You say the space would be wasted on the destination fs if it's bigger than the source? Why so (technically)? The fs creation is independent of the copy operation right? (I've already made the fs - which can be blown away if necessary)
So, if the destination fs ultimately needs to be bigger, initially create the same size as the source and lvextend etc. later on?

-M
A. Clay Stephenson
Acclaimed Contributor

Re: mirror data from one lvol to another

Because dd don't know nothing about no filesystem. It's doing a block by block copy and thus is copying the original LVOL's filesystem - metadata and all. Any existing filesystem on the destination is simply overwritten.

If the destination were smaller then some of the filesystem blocks would be missing BUT the filesystem wouldn't know it; if the destination were larger the filesystem would know nothing about it because it's internal data still hold the original size. After dd is finished and if the destination LVOL were bigger, you could run extendfs or fsadm to grow the destination filesystem to fill the LVOL.


If it ain't broke, I can fix that.
Mark Henry_1
Frequent Advisor

Re: mirror data from one lvol to another

Oh ok, but cpio doesn't have this prob...

That's really interesting. Off topic, but are there other super-low-level cmds like dd out there that need special consideration also?

Great, well looks like cpio is a consensus then.

Thanks to all!

Cheers,

Mark
Mark Henry_1
Frequent Advisor

Re: mirror data from one lvol to another

ok, one last question..

does cpio preserve owner group info?

thx,

M
S.K. Chan
Honored Contributor

Re: mirror data from one lvol to another

Yes because the cpio command calls lchown() function so that it can preserve the attributes like ownership and permission.
Bill Hassell
Honored Contributor

Re: mirror data from one lvol to another

All the classic Unix utilities (tar, cpio, pax, etc) will FAIL to copy largefiles (> 2Gb). The find|cpio -p... command is the fastest copy method in that files are read in large blocks. dd sort-of works as lng as the lvols are the same size but unless you specify bs=64k or similarly large value, dd will be much slower than cpio. dd will copy empty space on the source since it knows nothing about filesystems.
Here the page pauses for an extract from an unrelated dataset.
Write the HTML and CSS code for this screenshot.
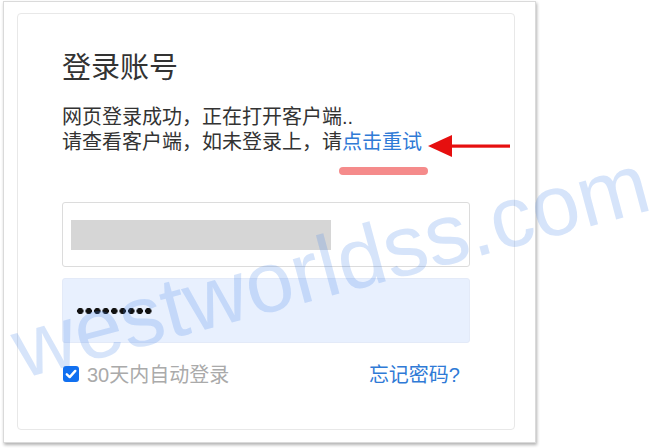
FILE: index.html
```html
<!DOCTYPE html>
<html lang="zh-CN">
<head>
    <meta charset="UTF-8">
    <meta name="viewport" content="width=device-width, initial-scale=1.0">
    <title>登录账号</title>
    <link rel="stylesheet" href="styles.css">
</head>
<body>
    <div class="window">
        <div class="card">
            <h1 class="title">登录账号</h1>
            <p class="intro">
                网页登录成功，正在打开客户端..<br>
                请查看客户端，如未登录上，请<a class="retry" href="#">点击重试<span class="mark"></span></a>
            </p>
            <form class="login-form">
                <div class="field">
                    <span class="redacted"></span>
                </div>
                <div class="field field-auto">
                    <span class="dots"></span>
                </div>
                <div class="form-row">
                    <label class="remember">
                        <span class="check">
                            <svg width="16" height="16" viewBox="0 0 16 16">
                                <rect width="16" height="16" rx="3" fill="#1170f0"/>
                                <path d="M3.8 8.3 L6.7 11.1 L12.3 4.9" fill="none" stroke="#fff" stroke-width="2.4" stroke-linecap="round" stroke-linejoin="round"/>
                            </svg>
                        </span>
                        30天内自动登录
                    </label>
                    <a class="forgot" href="#">忘记密码?</a>
                </div>
            </form>
        </div>
    </div>

    <!-- annotation arrow -->
    <svg class="arrow" width="86" height="26" viewBox="0 0 86 26">
        <polygon points="2,13 26,2 26,24" fill="#e60f0f"/>
        <rect x="24" y="11.5" width="60" height="3.2" fill="#e60f0f"/>
    </svg>

    <div class="watermark">westworldss.com</div>
</body>
</html>
```

FILE: styles.css
```css
body {
    margin: 0;
    height: 448px;
    overflow: hidden;
    position: relative;
    background: #fff;
    font-family: "Liberation Sans", "Noto Sans CJK SC", sans-serif;
    color: #333;
}
.window {
    margin: 1px 0 0 3px;
    width: 533px;
    height: 442px;
    box-sizing: border-box;
    padding: 11px 0 0 13px;
    border: 1px solid #dadada;
    box-shadow: 1px 2px 3px rgba(0, 0, 0, 0.3);
}
.card {
    width: 498px;
    height: 417px;
    box-sizing: border-box;
    padding: 34px 44px 0 44px;
    border: 1px solid #e8e8e8;
    border-radius: 4px;
}
.title {
    margin: 0 0 17px;
    font-size: 29px;
    line-height: 40px;
    font-weight: 400;
    color: #333;
}
.intro {
    margin: 0;
    font-size: 20px;
    line-height: 25px;
}
.retry {
    position: relative;
    color: #2f7ad6;
    text-decoration: none;
}
.mark {
    position: absolute;
    left: -3px;
    right: -6px;
    top: 36px;
    height: 8px;
    border-radius: 4px;
    background: #f58b8b;
}
.login-form {
    margin-top: 47px;
}
.field {
    height: 65px;
    box-sizing: border-box;
    padding: 0 8px;
    margin-bottom: 11px;
    display: flex;
    align-items: center;
    border: 1px solid #dcdcdc;
    border-radius: 3px;
}
.field-auto {
    background: #e8f0fe;
    border-color: #e3eaf8;
}
.redacted {
    width: 260px;
    height: 30px;
    background: #d6d6d6;
}
.dots {
    margin-left: 5px;
    width: 77px;
    height: 8px;
    background: radial-gradient(circle, #111 2.9px, transparent 3.4px) 0 0 / 8.5px 8px repeat-x;
}
.form-row {
    margin-top: 18px;
    height: 25px;
    display: flex;
    align-items: center;
    justify-content: space-between;
    font-size: 20px;
}
.remember {
    display: flex;
    align-items: center;
    gap: 8px;
    margin-left: 1px;
    color: #aaa;
}
.check {
    display: flex;
}
.forgot {
    padding-right: 10px;
    color: #2f7ad6;
    text-decoration: none;
}
.arrow {
    position: absolute;
    left: 426px;
    top: 133px;
}
.watermark {
    position: absolute;
    left: 3px;
    top: 222px;
    font-size: 86px;
    line-height: 86px;
    white-space: nowrap;
    color: rgba(70, 130, 230, 0.22);
    transform: rotate(-15deg);
    pointer-events: none;
}
```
Using mirroring is also very slow since extent copies are atomic (they suspend all activity until the mirror extent has been verified as accurate).

Sparse files (very common in databases) will always be expanded, even with frecover unless the -s option is specified.


Bill Hassell, sysadmin
Mark Henry_1
Frequent Advisor

Re: mirror data from one lvol to another

Guys, the cpio command worked great, thanks.

James, I'm curious though, you said to use the 'l' flag which apears to use links instead of copying the file.
This is not desirable in my case so I left it out.. or do I not understand..

Thanks,

Mark

p.s. would cpio preserver setuid & sticky bit modes?